### RECORDS TO USE
• • • • •

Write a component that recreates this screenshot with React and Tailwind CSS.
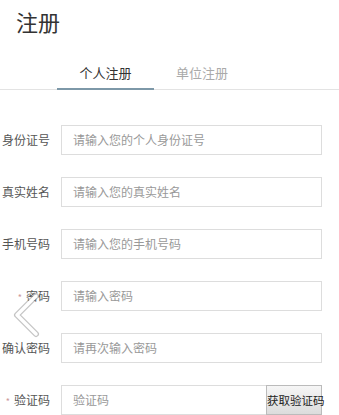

• • • • •

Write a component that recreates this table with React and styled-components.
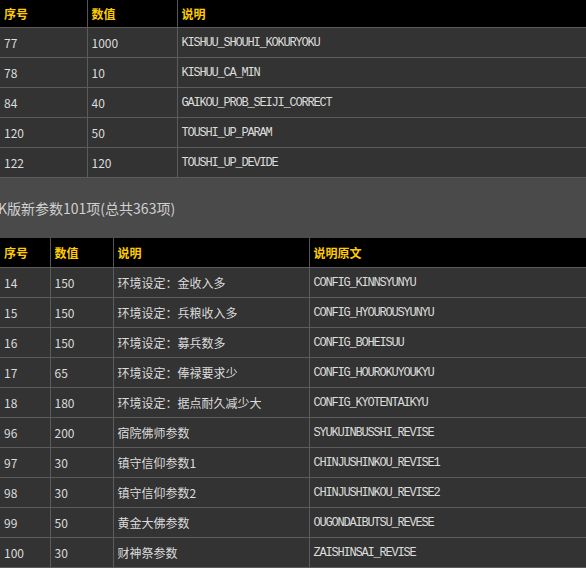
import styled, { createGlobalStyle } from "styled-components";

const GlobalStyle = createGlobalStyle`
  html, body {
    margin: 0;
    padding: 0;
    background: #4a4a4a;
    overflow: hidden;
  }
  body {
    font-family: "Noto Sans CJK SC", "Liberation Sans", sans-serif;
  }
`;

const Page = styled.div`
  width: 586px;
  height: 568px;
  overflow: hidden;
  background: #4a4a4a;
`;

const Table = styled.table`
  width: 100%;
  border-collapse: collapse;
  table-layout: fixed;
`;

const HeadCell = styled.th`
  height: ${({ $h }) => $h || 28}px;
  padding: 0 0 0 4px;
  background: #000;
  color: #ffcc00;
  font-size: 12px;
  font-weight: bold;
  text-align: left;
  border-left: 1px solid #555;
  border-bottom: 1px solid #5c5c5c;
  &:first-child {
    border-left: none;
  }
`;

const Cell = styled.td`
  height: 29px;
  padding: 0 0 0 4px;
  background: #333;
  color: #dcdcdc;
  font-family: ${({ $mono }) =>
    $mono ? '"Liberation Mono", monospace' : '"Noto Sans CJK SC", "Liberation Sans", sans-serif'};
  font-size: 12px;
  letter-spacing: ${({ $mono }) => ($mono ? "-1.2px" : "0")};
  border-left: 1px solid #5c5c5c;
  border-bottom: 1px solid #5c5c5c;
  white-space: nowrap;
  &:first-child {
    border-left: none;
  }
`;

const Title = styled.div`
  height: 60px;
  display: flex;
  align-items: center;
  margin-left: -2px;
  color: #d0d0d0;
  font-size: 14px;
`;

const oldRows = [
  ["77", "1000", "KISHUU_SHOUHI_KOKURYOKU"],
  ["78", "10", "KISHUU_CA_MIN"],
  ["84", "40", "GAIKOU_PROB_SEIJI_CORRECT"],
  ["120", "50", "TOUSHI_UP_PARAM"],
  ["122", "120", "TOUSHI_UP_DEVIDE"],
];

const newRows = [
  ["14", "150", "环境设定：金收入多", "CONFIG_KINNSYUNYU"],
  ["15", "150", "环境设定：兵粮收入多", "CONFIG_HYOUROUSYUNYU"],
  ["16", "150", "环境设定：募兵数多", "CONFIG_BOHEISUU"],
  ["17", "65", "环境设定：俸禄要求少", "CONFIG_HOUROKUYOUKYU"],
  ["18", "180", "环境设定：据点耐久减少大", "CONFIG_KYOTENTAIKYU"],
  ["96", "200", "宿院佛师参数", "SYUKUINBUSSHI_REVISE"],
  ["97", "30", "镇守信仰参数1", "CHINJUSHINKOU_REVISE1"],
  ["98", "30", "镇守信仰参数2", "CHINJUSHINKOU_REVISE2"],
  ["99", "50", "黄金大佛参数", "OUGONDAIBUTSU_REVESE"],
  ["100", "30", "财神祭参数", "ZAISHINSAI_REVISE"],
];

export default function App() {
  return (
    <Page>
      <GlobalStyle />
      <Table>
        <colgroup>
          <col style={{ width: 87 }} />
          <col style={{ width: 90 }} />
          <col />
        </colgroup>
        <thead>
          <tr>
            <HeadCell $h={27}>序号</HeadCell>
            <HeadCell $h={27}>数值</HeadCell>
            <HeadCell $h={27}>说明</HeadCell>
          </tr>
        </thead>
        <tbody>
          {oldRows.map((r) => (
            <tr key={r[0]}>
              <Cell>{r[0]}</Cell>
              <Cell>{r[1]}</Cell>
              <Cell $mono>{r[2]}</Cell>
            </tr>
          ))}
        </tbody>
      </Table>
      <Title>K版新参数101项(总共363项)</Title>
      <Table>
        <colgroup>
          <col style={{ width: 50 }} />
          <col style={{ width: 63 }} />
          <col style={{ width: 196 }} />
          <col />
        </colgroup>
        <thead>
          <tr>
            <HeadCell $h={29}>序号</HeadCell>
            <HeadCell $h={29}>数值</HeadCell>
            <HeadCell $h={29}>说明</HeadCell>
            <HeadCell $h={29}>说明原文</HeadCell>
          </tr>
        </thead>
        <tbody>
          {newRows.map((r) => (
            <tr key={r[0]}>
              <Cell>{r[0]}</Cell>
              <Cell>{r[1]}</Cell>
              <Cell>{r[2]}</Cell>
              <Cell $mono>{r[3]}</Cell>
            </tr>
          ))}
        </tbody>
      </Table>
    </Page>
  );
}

• • • • •

### EXERCISE TASK
Find how many lines in the records contain the string "styled", then give the number alone.

### EXERCISE SOLUTION
7